+++ RECORD EXCERPTS
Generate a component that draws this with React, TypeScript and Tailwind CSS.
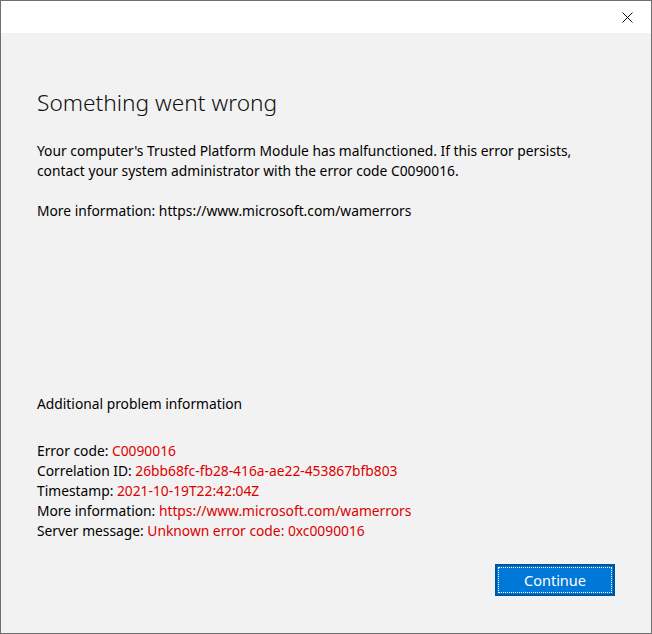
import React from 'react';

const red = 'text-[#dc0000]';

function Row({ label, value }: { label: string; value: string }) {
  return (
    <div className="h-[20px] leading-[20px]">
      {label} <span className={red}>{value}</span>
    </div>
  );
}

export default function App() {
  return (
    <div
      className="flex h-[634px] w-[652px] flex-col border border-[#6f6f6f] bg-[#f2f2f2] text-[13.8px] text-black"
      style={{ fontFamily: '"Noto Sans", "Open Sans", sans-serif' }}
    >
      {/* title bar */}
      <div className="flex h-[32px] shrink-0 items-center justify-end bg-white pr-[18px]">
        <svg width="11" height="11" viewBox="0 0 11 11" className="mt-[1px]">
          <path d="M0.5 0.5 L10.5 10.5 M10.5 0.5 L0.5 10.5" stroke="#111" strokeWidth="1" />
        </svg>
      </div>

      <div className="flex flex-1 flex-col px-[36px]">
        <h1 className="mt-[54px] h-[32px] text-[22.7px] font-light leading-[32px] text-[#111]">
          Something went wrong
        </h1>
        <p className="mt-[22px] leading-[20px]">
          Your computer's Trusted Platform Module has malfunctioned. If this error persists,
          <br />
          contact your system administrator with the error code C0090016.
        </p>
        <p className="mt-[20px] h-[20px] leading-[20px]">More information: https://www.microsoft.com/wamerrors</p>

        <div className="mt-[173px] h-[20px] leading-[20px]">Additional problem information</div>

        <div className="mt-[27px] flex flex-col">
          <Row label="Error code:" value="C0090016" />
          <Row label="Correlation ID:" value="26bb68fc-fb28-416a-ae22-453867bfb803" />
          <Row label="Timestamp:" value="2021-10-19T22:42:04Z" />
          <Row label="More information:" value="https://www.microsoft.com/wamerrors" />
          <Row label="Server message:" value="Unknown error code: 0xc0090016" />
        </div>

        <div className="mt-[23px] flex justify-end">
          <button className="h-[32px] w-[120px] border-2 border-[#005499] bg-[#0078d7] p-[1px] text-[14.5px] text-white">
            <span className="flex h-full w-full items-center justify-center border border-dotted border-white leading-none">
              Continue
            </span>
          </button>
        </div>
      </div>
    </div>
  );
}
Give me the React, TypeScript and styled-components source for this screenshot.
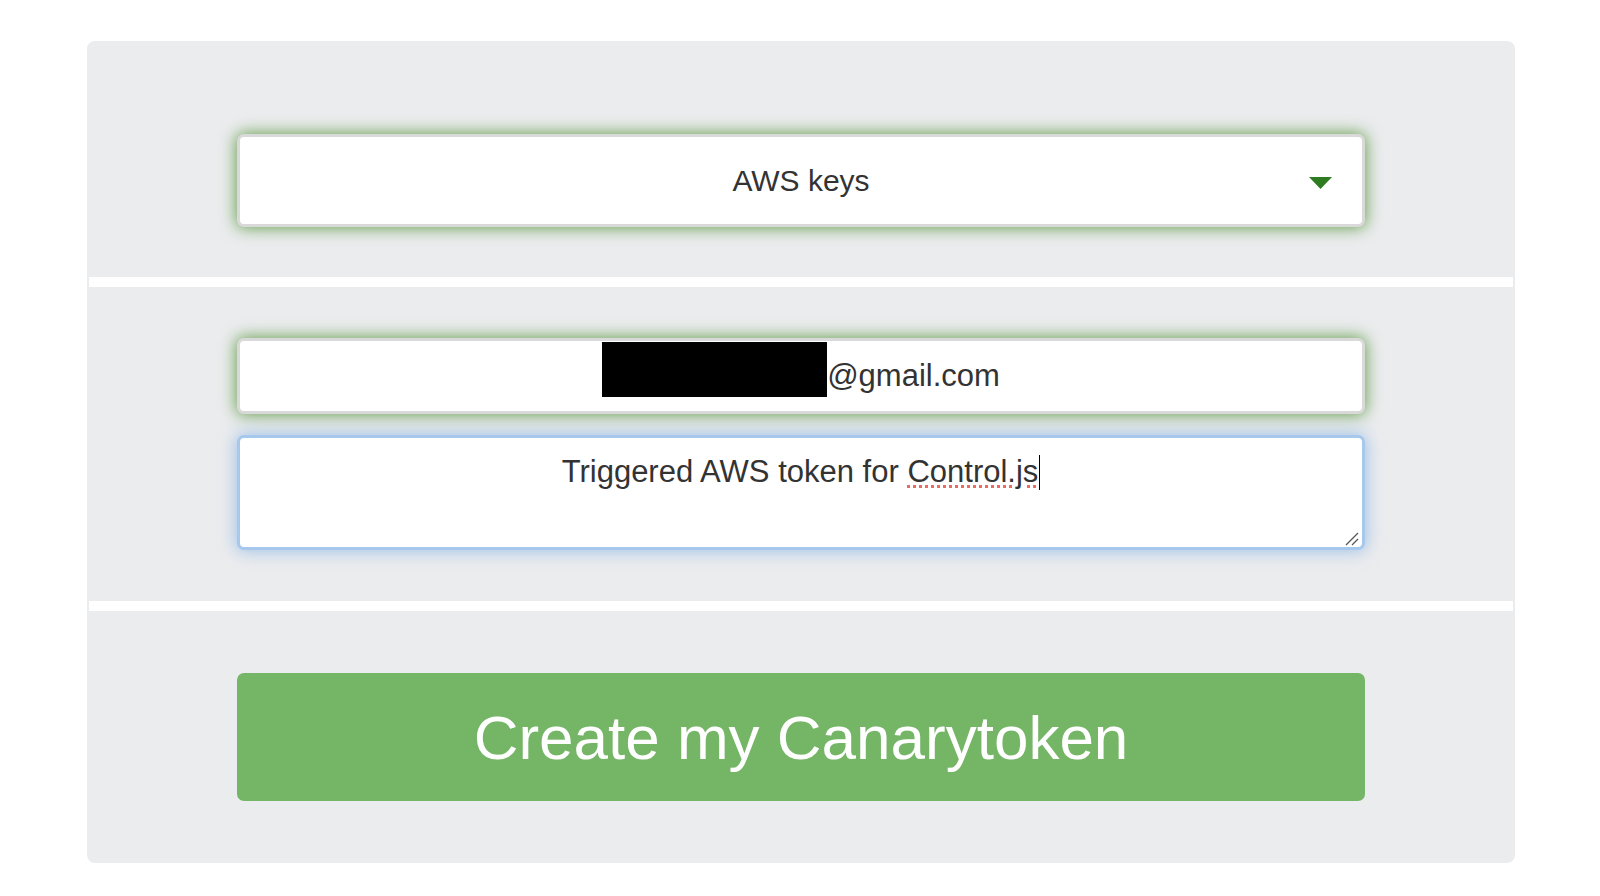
++++++
Report all lines of the data above that include the string "React".

» **EXERCISE ANSWER**:
Generate a component that draws this with React, TypeScript and Tailwind CSS.
import React from 'react';
Give me the React, TypeScript and styled-components source for this screenshot.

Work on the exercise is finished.